As with the other boats, Moody requested crew to man No. 13 once the women and children had been loaded: "who can pull oars?" He then ordered Lee and Fireman George Beauchamp in No. 13, saying "Get in that boat. Lower away. That will do." The boat had some 64 passengers aboard, the majority of them third class with a few second class and crewmembers, and one first class passenger. In command was Leading Stoker Fred Barrett.
Twelve-year-old Ruth Becker, a second class passenger, had come up to the boat deck with her mother and two young siblings. Her mother had followed the two younger children into No. 11, only realizing as it was being lowered that Ruth was still on the ship. She called up to her daughter to get into another boat. Ruth moved down the deck, and saw Moody loading No. 13. She asked if she could get into the boat.
"He said 'sure', and he picked me up and dumped me in. I evidently was the last one put in that boat because they started lowering right away."
Ruth did not know the officer's name, but for the rest of her long life she would tell story of how James Moody had swiftly picked her up and placed her in the boat - an old woman recounting a story about a young ship's officer lost in the early years of the century, before the first World War.

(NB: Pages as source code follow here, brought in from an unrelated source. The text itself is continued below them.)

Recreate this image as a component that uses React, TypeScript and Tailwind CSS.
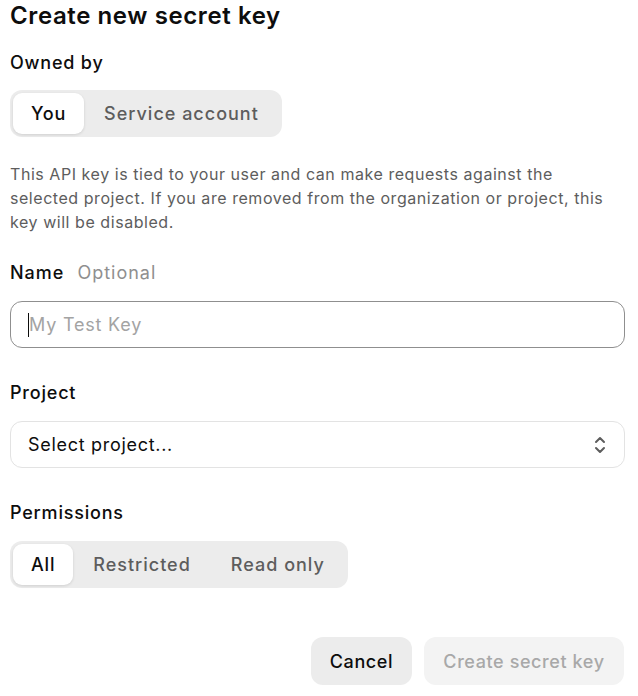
import React from "react";

function ChevronsUpDown() {
  return (
    <svg width="24" height="24" viewBox="0 0 24 24" fill="none" stroke="#5d5d5d" strokeWidth="2" strokeLinecap="round" strokeLinejoin="round">
      <path d="m8 15 4 4 4-4" />
      <path d="m8 9 4-4 4 4" />
    </svg>
  );
}

function Segmented({ items, active }: { items: string[]; active: number }) {
  return (
    <div className="inline-flex h-[47px] items-stretch rounded-[12px] bg-[#ececec] p-[3px] self-start">
      {items.map((it, i) => (
        <div
          key={it}
          className={
            i === active
              ? "flex items-center rounded-[9px] bg-white px-[18px] text-[18px] font-medium tracking-[0.8px] text-[#0d0d0d] shadow-[0_1px_3px_rgba(0,0,0,0.12)]"
              : "flex items-center px-[20px] text-[18px] font-medium tracking-[1px] text-[#5d5d5d]"
          }
        >
          {it}
        </div>
      ))}
    </div>
  );
}

export default function App() {
  return (
    <div
      className="flex w-[638px] h-[696px] flex-col bg-white pl-[10px] pr-[13px]"
      style={{ fontFamily: "Inter, 'Noto Sans', sans-serif" }}
    >
      <h1 className="h-[32px] text-[24px] font-semibold leading-[32px] text-[#0d0d0d] tracking-[0.6px]">
        Create new secret key
      </h1>
      <div className="mt-[17px] h-[28px] text-[18px] font-medium leading-[28px] tracking-[0.8px] text-[#0d0d0d]">Owned by</div>
      <div className="mt-[13px] flex">
        <Segmented items={["You", "Service account"]} active={0} />
      </div>
      <p className="mt-[25px] text-[16px] leading-[24px] tracking-[0.55px] text-[#5d5d5d]">
        This API key is tied to your user and can make requests against the
        <br />
        selected project. If you are removed from the organization or project, this
        <br />
        key will be disabled.
      </p>
      <div className="mt-[25px] flex h-[28px] items-center gap-[13px] text-[18px] leading-[28px] tracking-[1px]">
        <span className="font-medium text-[#0d0d0d]">Name</span>
        <span className="text-[#8f8f8f]">Optional</span>
      </div>
      <div className="mt-[14px] flex h-[47px] items-center rounded-[12px] border border-[#8f8f8f] pl-[17px]">
        <span className="h-[24px] w-[1px] bg-[#0d0d0d]" />
        <span className="text-[18px] tracking-[0.8px] text-[#a3a3a3]">My Test Key</span>
      </div>
      <div className="mt-[31px] h-[28px] text-[18px] font-medium leading-[28px] tracking-[0.8px] text-[#0d0d0d]">Project</div>
      <div className="mt-[14px] flex h-[47px] items-center justify-between rounded-[12px] border border-[#e3e3e3] pl-[17px] pr-[12px]">
        <span className="text-[18px] tracking-[0.7px] text-[#0d0d0d]">Select project...</span>
        <ChevronsUpDown />
      </div>
      <div className="mt-[31px] h-[28px] text-[18px] font-medium leading-[28px] tracking-[0.8px] text-[#0d0d0d]">Permissions</div>
      <div className="mt-[14px] flex">
        <Segmented items={["All", "Restricted", "Read only"]} active={0} />
      </div>
      <div className="mt-[49px] flex justify-end gap-[12px] pr-[1px]">
        <button className="h-[48px] w-[101px] rounded-[12px] bg-[#ececec] text-[18px] font-medium tracking-[0.6px] text-[#0d0d0d]">
          Cancel
        </button>
        <button className="h-[48px] w-[200px] rounded-[12px] bg-[#f3f3f3] text-[18px] font-medium tracking-[0.6px] text-[#a8a8a8]">
          Create secret key
        </button>
      </div>
    </div>
  );
}
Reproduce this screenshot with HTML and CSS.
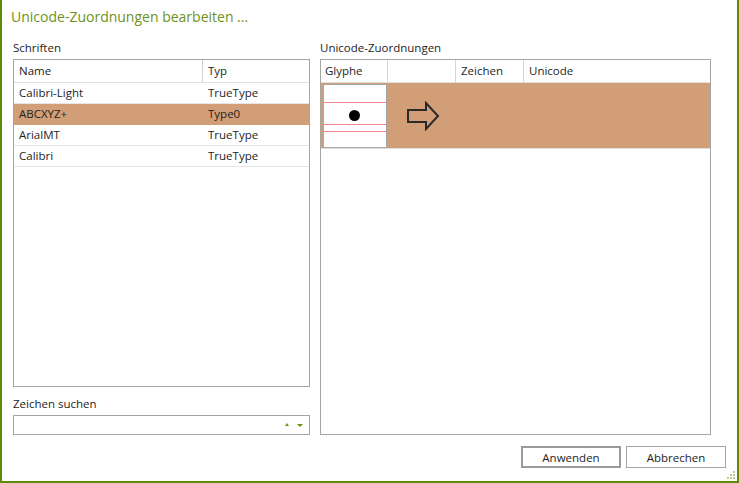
FILE: index.html
```html
<!DOCTYPE html>
<html>
<head>
<meta charset="utf-8">
<title>Unicode-Zuordnungen bearbeiten</title>
<link rel="stylesheet" href="styles.css">
</head>
<body>

<div class="dialog">
  <div class="title">Unicode-Zuordnungen bearbeiten ...</div>

  <div class="main">
    <!-- linke Spalte: Schriften -->
    <div class="col-left">
      <div class="label">Schriften</div>
      <div class="box font-list">
        <div class="row head">
          <div class="cell c-name">Name</div>
          <div class="cell c-typ">Typ</div>
        </div>
        <div class="row">
          <div class="cell c-name">Calibri-Light</div>
          <div class="cell c-typ">TrueType</div>
        </div>
        <div class="row selected">
          <div class="cell c-name">ABCXYZ+</div>
          <div class="cell c-typ">Type0</div>
        </div>
        <div class="row">
          <div class="cell c-name">ArialMT</div>
          <div class="cell c-typ">TrueType</div>
        </div>
        <div class="row">
          <div class="cell c-name">Calibri</div>
          <div class="cell c-typ">TrueType</div>
        </div>
      </div>

      <div class="label label-search">Zeichen suchen</div>
      <div class="combo">
        <span class="spin">
          <svg width="22" height="8" viewBox="0 0 22 8">
            <polygon points="1,5 5,5 3,2" fill="#6a9412"/>
            <polygon points="13,3 19,3 16,6" fill="#6a9412"/>
          </svg>
        </span>
      </div>
    </div>

    <!-- rechte Spalte: Unicode-Zuordnungen -->
    <div class="col-right">
      <div class="label">Unicode-Zuordnungen</div>
      <div class="box map-list">
        <div class="row head">
          <div class="cell m-glyph">Glyphe</div>
          <div class="cell m-arrow"></div>
          <div class="cell m-char">Zeichen</div>
          <div class="cell m-uni">Unicode</div>
        </div>
        <div class="map-row">
          <div class="glyph-box">
            <span class="guide g1"></span>
            <span class="guide g2"></span>
            <span class="guide g3"></span>
            <span class="dot"></span>
          </div>
          <div class="arrow">
            <svg width="34" height="30" viewBox="0 0 34 30">
              <polygon points="2,9 20,9 20,2 32,15 20,28 20,21 2,21" fill="none" stroke="#2a2a2a" stroke-width="2" stroke-linejoin="miter"/>
            </svg>
          </div>
        </div>
      </div>
    </div>
  </div>

  <div class="footer">
    <button class="btn default">Anwenden</button>
    <button class="btn">Abbrechen</button>
  </div>

  <svg class="grip" width="9" height="9" viewBox="0 0 9 9">
    <rect x="6" y="0" width="2" height="2" fill="#b9c98f"/>
    <rect x="3" y="3" width="2" height="2" fill="#b9c98f"/>
    <rect x="6" y="3" width="2" height="2" fill="#b9c98f"/>
    <rect x="0" y="6" width="2" height="2" fill="#b9c98f"/>
    <rect x="3" y="6" width="2" height="2" fill="#b9c98f"/>
    <rect x="6" y="6" width="2" height="2" fill="#b9c98f"/>
  </svg>
</div>

</body>
</html>
```

FILE: styles.css
```css
body {
  margin: 0;
  background: #fff;
  font-family: "Open Sans", "Noto Sans", sans-serif;
  font-size: 11.5px;
  color: #1e1e1e;
}

.dialog {
  position: relative;
  width: 739px;
  height: 483px;
  box-sizing: border-box;
  border: 2px solid #5e8a06;
  border-top: none;
  background: #fff;
}

.title {
  padding: 7px 0 0 9px;
  height: 40px;
  box-sizing: border-box;
  font-size: 14px;
  line-height: 20px;
  color: #6e931c;
}

.main {
  display: flex;
  gap: 10px;
  padding-left: 11px;
  height: 395px;
}

.col-left {
  width: 297px;
  display: flex;
  flex-direction: column;
}

.col-right {
  width: 391px;
  display: flex;
  flex-direction: column;
}

.label {
  line-height: 15px;
  padding-bottom: 4px;
}

.label-search {
  padding-top: 9px;
}

.box {
  border: 1px solid #a5a5a5;
  flex: 1;
  background: #fff;
}

.row {
  display: flex;
  height: 20px;
  border-bottom: 1px solid #e6e6e6;
}

.row.head {
  height: 22px;
  border-bottom: 1px solid #e0e0e0;
}

.row.selected {
  background: #d29e78;
  border-bottom-color: #d29e78;
}

.cell {
  line-height: 20px;
  padding-left: 4px;
  box-sizing: border-box;
  white-space: nowrap;
}

.head .cell {
  line-height: 22px;
  border-right: 1px solid #d5d5d5;
}

.head .cell:last-child {
  border-right: none;
}

.c-name {
  width: 189px;
  padding-left: 5px;
}

.font-list .head .c-name {
  border-right-color: #d0d0d0;
}

.c-typ {
  flex: 1;
}

.font-list .row .c-typ {
  padding-left: 5px;
}

.combo {
  position: relative;
  height: 20px;
  border: 1px solid #a5a5a5;
  box-sizing: border-box;
}

.spin {
  position: absolute;
  right: 3px;
  top: 5px;
  line-height: 0;
}

/* rechte Tabelle */
.m-glyph { width: 67px; }
.m-arrow { width: 68px; }
.m-char  { width: 68px; padding-left: 5px; }
.m-uni   { flex: 1; padding-left: 5px; }

.map-row {
  display: flex;
  align-items: center;
  height: 65px;
  background: #d29e78;
  border-bottom: 1px solid #e0e0e0;
  padding-left: 2px;
}

.glyph-box {
  position: relative;
  width: 64px;
  height: 64px;
  box-sizing: border-box;
  border: 1px solid #a5a5a5;
  background: #fff;
}

.guide {
  position: absolute;
  left: 0;
  right: 0;
  height: 1px;
  background: #f08a8a;
}

.g1 { top: 17px; }
.g2 { top: 39px; }
.g3 { top: 46px; }

.dot {
  position: absolute;
  left: 25px;
  top: 25px;
  width: 11px;
  height: 11px;
  border-radius: 50%;
  background: #000;
}

.arrow {
  margin-left: 19px;
  line-height: 0;
}

/* Buttons unten */
.footer {
  display: flex;
  justify-content: flex-end;
  gap: 5px;
  padding: 11px 11px 0 0;
}

.btn {
  width: 100px;
  height: 22px;
  box-sizing: border-box;
  border: 1px solid #a5a5a5;
  background: #fff;
  font-family: "Open Sans", "Noto Sans", sans-serif;
  font-size: 11.5px;
  color: #1e1e1e;
  padding: 0;
}

.btn.default {
  border: 2px solid #9a9a9a;
}

.grip {
  position: absolute;
  right: 1px;
  bottom: 1px;
}
```
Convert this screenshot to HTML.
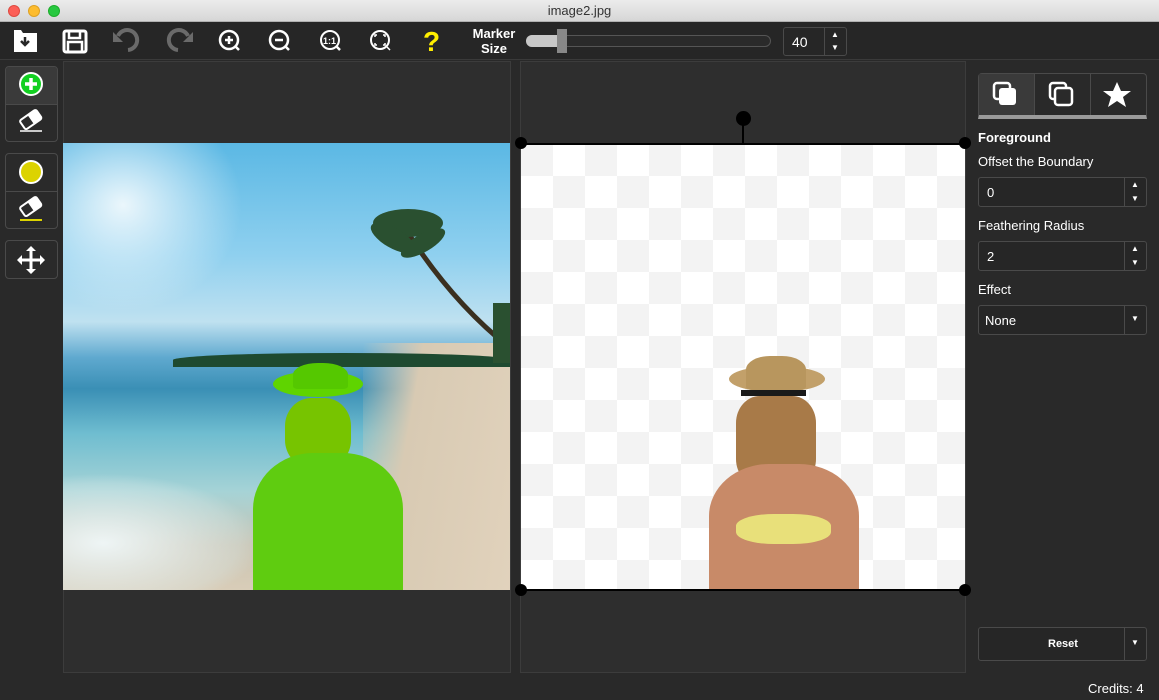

Moody's movements between the lowering of the last of the aft starboard boats and the foundering of the ship are somewhat indeterminate. He does not appear to have been at the lowering of either C or D collapsible. It might be conjectured that, either ordered by Murdoch or Wilde or acting on his own initiative, he walked directly forward down the boat deck to where collapsible A was stored in an awkward position atop the officers' quarters. Climbing up with a party of men, he began to uncover the boat and prepare it for launching. The difficulty to be surmounted was getting the boat off the roof – oars were propped up and the boat was eased down them. Unlike its portside counterpart, collapsible B, collapsible A landed the right side up on the boat deck.
One of the last – if not the last – confirmed sightings of James Moody came at approximately 2.10 a.m. The bow of the ship had dipped very low, and water already covered the forecastle and forward well deck. Lamp Trimmer Samuel Hemming tried to pass the block and tackle for the collapsible up to Moody on the roof of the officers' quarters. Moody, from his higher position, had appraised the situation and seems to have determined that there was not enough time to lower the boat from the davits. He called back down "We don't want the block; we'll leave the boat on the deck", evidently intending to float the boat free.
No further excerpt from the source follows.